Entrepreneurship: Pricing, Retention, and Strategy
Loss aversion as a business model engine
The world's best business models are architected around loss aversion. It's no accident that subscription, insurance, network, and ecosystem models dominate the modern economy: they all share the property of turning a stopped usage into a concrete loss.
| Model | Loss triggered on exit |
|---|---|
| SaaS subscription | Loss of data / workflow access |
| Insurance | Loss of protection (risk exposure) |
| Social network | Loss of ties / content |
| Ecosystem (Apple) | Loss of interoperability |
| Loyalty program | Loss of points / status |
Pricing: 5 strategies rooted in loss aversion
1. The premium anchor
Display a very expensive tier nobody buys, to make the others look ordinary.
🟡 Basic plan : $49/month
🟢 Pro plan : $149/month ← default choice
🔴 Enterprise plan: $999/month
Without the Enterprise tier, the Pro plan feels expensive. With it, it becomes reasonable. Pro plan sales typically rise +25 to +40%.
2. Annual vs monthly framing
❌ "$12/month"
✅ "$144/year or $12/month (i.e. $144/yr, 1-year commitment)"
Even better:
✅ "Annual commitment $119 → save $25 vs month-to-month"
The savings become a loss to avoid.
3. Daily equivalent fractioning
❌ "$397/year"
✅ "Less than $1.10 a day, the price of a coffee"
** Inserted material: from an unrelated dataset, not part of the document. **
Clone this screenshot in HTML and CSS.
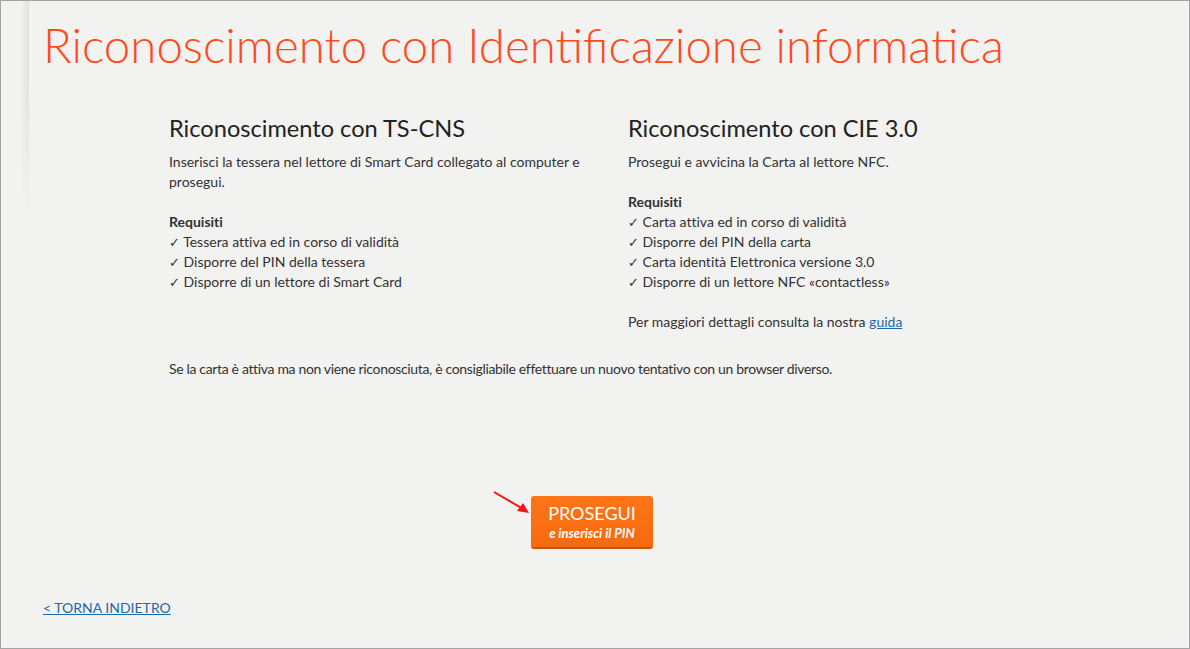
FILE: index.html
```html
<!DOCTYPE html>
<html lang="it">
<head>
    <meta charset="UTF-8">
    <meta name="viewport" content="width=device-width, initial-scale=1.0">
    <title>Riconoscimento con Identificazione informatica</title>
    <link rel="stylesheet" href="styles.css">
</head>
<body>
<div class="page">
    <h1 class="title">Riconoscimento con Identificazione informatica</h1>

    <div class="content">
        <div class="columns">
            <div class="col">
                <h2>Riconoscimento con TS-CNS</h2>
                <p>Inserisci la tessera nel lettore di Smart Card collegato al computer e prosegui.</p>
                <p>
                    <strong>Requisiti</strong><br>
                    <span class="ok">&#10003;</span> Tessera attiva ed in corso di validità<br>
                    <span class="ok">&#10003;</span> Disporre del PIN della tessera<br>
                    <span class="ok">&#10003;</span> Disporre di un lettore di Smart Card
                </p>
            </div>
            <div class="col">
                <h2>Riconoscimento con CIE 3.0</h2>
                <p>Prosegui e avvicina la Carta al lettore NFC.</p>
                <p>
                    <strong>Requisiti</strong><br>
                    <span class="ok">&#10003;</span> Carta attiva ed in corso di validità<br>
                    <span class="ok">&#10003;</span> Disporre del PIN della carta<br>
                    <span class="ok">&#10003;</span> Carta identità Elettronica versione 3.0<br>
                    <span class="ok">&#10003;</span> Disporre di un lettore NFC «contactless»
                </p>
                <p>Per maggiori dettagli consulta la nostra <a href="#">guida</a></p>
            </div>
        </div>

        <p class="note">Se la carta è attiva ma non viene riconosciuta, è consigliabile effettuare un nuovo tentativo con un browser diverso.</p>

        <div class="actions">
            <div class="btn-wrap">
                <!-- freccia rossa -->
                <svg class="arrow" width="40" height="26" viewBox="0 0 40 26">
                    <line x1="2" y1="2" x2="33" y2="20" stroke="#ff1010" stroke-width="2"/>
                    <polygon points="37,23 25,21 31,13" fill="#ff1010"/>
                </svg>
                <a href="#" class="btn-next">
                    <span class="btn-main">PROSEGUI</span>
                    <span class="btn-sub">e inserisci il PIN</span>
                </a>
            </div>
        </div>
    </div>

    <a href="#" class="back">&lt; TORNA INDIETRO</a>
</div>
</body>
</html>
```

FILE: styles.css
```css
/* Pagina */
html, body {
    height: 100%;
}

body {
    margin: 0;
    font-family: Lato, 'Open Sans', sans-serif;
    color: #333;
    background-color: #f2f2f0;
    overflow: hidden;
}

.page {
    position: relative;
    box-sizing: border-box;
    height: 100%;
    border: 1px solid #a4a4a4;
    padding: 0 0 0 42px;
    display: flex;
    flex-direction: column;
}

/* ombra verticale in alto a sinistra */
.page::before {
    content: "";
    position: absolute;
    left: 19px;
    top: 0;
    width: 9px;
    height: 220px;
    background: linear-gradient(to right, rgba(0, 0, 0, 0), rgba(0, 0, 0, 0.07));
    -webkit-mask-image: linear-gradient(to bottom, #000 35%, transparent);
    mask-image: linear-gradient(to bottom, #000 35%, transparent);
}

/* Titolo */
.title {
    margin: 20px 0 0 0;
    font-size: 47.4px;
    line-height: 48px;
    font-weight: 300;
    color: #ff4a1c;
}

/* Contenuto centrale */
.content {
    margin: 46px 0 0 126px;
    width: 846px;
    font-size: 14px;
    line-height: 20px;
    font-variant-ligatures: none;
}

.columns {
    display: grid;
    grid-template-columns: 459px 1fr;
}

.col {
    padding-right: 30px;
}

h2 {
    margin: 0 0 11px 0;
    font-size: 23.6px;
    line-height: 26px;
    font-weight: 400;
    color: #222;
}

p {
    margin: 0 0 20px 0;
}

strong {
    font-weight: 700;
}

.ok {
    font-size: 13px;
    line-height: 0;
}

a {
    color: #1b6aaa;
}

.note {
    margin-top: 7px;
    letter-spacing: -0.34px;
}

/* Bottone prosegui */
.actions {
    display: flex;
    justify-content: center;
    margin-top: 117px;
}

.btn-wrap {
    position: relative;
}

.arrow {
    position: absolute;
    left: -39px;
    top: -6px;
}

.btn-next {
    display: flex;
    flex-direction: column;
    align-items: center;
    width: 122px;
    box-sizing: border-box;
    padding: 7px 0 5px;
    background: linear-gradient(#fd7516, #f56a0e);
    border-bottom: 2px solid #c4560f;
    border-radius: 3px;
    color: #fff;
    text-decoration: none;
}

.btn-main {
    font-size: 18px;
    line-height: 21px;
}

.btn-sub {
    font-size: 13px;
    line-height: 18px;
    font-style: italic;
    font-weight: 700;
}

/* Link indietro */
.back {
    position: absolute;
    left: 42px;
    top: 597px;
    font-size: 14px;
    line-height: 20px;
}
```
The prospect no longer compares $397 to their annual budget, but $1.10 to a daily pleasure. Refusing becomes refusing a coffee — which feels absurd.
4. Price grandfathering
"Current customers keep their rate for life.
All sign-ups after March 31 will automatically move
to the new pricing."
Double effect:
- Urgency for prospects (don't miss the legacy rate)
- Massive retention of existing customers (leaving = losing the rate)
5. Exit pricing floor
Exit pricing (offering a downgrade at cancellation) taps into aversion to total loss:
User: [Clicks "Cancel subscription"]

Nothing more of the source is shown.